UPDATE: I just spoke to Numerate CEO Guido Lanza, who helpfully clarified a number of issues. Pharmix indeed “ran out of runway,” as Lanza puts it, and succumbed as its cash ran out. The company, founded in 2000, had focused on sophisticated computer modeling intended to produce “small molecule” drug candidates — that is, ones based on traditional chemistry, not bioengineering — from preset specifications. This sort of rational drug design has long been a goal of the pharmaceutical industry, which for just as long has failed to turn it into a reality.
Lanza says the company’s drug-engineering technology was “incredibly successful” at producing molecules that worked as intended in animal models. But while Pharmix had raised more than $13 million, it wasn’t enough to cover both the technology development and the costly process of producing actual drug candidates.
As the company wound down, Lanza and several other Pharmix officials decided to “keep going,” and convinced some of their existing angel investors to help fund Numerate, which hasn’t disclosed its financing so far. Acquiring the Pharmix drug-engineering system and its early-stage drug candidates now puts Numerate in a position to carry on Pharmix’s work, but with what the founders hope is a more sustainable business model.
Where Pharmix operated largely in stealth mode, Numerate intends to “let people know what we’re doing,” Lanza says. Yesterday, the company signed a partnership deal with Presidio Pharmaceuticals aimed at developing improved versions of drugs against hepatitis C. Such partnerships should not only bring in additional cash to offset Numerate’s burn rate, but — if all goes according to plan — will also give the company tangible news events with which to excite investor interest. Numerate is also pursuing its own internally developed drug candidates.
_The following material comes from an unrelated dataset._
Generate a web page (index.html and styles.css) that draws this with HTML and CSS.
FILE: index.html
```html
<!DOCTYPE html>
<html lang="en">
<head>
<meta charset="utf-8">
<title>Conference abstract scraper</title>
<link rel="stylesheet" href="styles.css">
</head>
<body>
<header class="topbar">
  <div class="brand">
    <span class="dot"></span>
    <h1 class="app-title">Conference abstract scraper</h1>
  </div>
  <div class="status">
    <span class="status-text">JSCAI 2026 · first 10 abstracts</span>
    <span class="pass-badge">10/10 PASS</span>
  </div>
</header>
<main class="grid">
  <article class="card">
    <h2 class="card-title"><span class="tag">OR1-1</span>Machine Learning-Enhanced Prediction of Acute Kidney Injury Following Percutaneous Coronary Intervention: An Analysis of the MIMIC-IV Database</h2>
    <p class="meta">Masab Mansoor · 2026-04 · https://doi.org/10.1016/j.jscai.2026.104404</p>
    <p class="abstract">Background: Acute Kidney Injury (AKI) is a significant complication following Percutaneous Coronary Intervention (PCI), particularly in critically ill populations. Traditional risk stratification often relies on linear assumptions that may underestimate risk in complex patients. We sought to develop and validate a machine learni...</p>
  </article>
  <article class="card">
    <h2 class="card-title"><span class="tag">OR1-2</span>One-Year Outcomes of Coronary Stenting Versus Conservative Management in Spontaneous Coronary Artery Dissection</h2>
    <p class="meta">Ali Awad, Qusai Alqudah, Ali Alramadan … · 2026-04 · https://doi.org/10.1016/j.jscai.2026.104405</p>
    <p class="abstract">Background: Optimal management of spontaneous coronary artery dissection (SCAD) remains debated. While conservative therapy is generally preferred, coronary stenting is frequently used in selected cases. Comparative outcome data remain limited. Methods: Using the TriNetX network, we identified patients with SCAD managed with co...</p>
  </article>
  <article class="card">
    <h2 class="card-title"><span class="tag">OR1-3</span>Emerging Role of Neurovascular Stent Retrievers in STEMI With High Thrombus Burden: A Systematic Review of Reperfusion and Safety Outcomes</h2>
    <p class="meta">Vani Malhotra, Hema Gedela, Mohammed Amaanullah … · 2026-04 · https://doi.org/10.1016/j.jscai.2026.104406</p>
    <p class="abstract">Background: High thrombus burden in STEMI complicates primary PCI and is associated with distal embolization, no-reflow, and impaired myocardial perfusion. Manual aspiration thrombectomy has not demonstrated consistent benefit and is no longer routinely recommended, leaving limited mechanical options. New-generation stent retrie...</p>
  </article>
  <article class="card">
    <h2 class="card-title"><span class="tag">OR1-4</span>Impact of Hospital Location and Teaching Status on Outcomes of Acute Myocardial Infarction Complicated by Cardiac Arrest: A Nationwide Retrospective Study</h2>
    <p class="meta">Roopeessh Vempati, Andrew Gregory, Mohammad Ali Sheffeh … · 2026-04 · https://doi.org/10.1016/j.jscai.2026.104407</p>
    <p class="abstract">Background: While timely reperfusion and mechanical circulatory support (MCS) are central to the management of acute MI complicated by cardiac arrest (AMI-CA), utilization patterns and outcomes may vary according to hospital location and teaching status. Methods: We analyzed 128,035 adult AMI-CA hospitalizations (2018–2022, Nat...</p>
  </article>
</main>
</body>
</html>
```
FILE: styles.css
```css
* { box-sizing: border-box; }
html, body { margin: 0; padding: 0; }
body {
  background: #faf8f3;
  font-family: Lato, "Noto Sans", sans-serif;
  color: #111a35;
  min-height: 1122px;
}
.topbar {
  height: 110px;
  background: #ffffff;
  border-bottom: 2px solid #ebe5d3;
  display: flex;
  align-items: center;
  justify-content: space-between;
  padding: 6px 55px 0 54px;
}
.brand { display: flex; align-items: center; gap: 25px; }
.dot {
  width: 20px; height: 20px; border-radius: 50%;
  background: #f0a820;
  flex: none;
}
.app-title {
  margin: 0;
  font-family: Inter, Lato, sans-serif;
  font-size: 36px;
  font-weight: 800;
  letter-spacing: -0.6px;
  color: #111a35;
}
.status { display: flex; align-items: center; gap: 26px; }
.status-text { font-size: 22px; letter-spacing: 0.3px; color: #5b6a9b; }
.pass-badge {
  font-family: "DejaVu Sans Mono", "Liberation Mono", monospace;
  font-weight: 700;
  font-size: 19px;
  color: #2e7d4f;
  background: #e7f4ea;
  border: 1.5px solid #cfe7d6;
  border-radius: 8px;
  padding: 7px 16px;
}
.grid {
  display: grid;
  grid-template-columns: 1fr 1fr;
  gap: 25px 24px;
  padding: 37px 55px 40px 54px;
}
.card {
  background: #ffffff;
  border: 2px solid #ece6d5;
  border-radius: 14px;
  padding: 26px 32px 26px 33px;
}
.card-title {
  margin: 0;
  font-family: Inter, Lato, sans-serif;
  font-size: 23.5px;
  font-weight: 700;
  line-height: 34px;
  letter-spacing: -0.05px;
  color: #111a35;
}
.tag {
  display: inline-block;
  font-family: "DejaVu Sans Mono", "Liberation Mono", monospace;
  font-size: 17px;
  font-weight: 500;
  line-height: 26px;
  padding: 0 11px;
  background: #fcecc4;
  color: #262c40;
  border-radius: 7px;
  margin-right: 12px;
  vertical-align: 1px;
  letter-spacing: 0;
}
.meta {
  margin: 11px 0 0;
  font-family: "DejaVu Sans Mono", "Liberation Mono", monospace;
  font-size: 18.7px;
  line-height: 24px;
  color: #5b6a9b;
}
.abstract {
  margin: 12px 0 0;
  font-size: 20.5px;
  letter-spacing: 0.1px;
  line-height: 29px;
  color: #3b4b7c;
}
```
Numerate has already begun the process of raising a first round of funding, which it hopes to wrap up by midyear. Lanza declines to say how much money the startup hopes to raise, saying that the company is in early discussions with two classes of investors: Those who don’t want Numerate to give up exclusivity on its drug candidates, and others who want the company to minimize its burn rate via partnerships. “We’re trying to define our strategy within the next few months,” he says.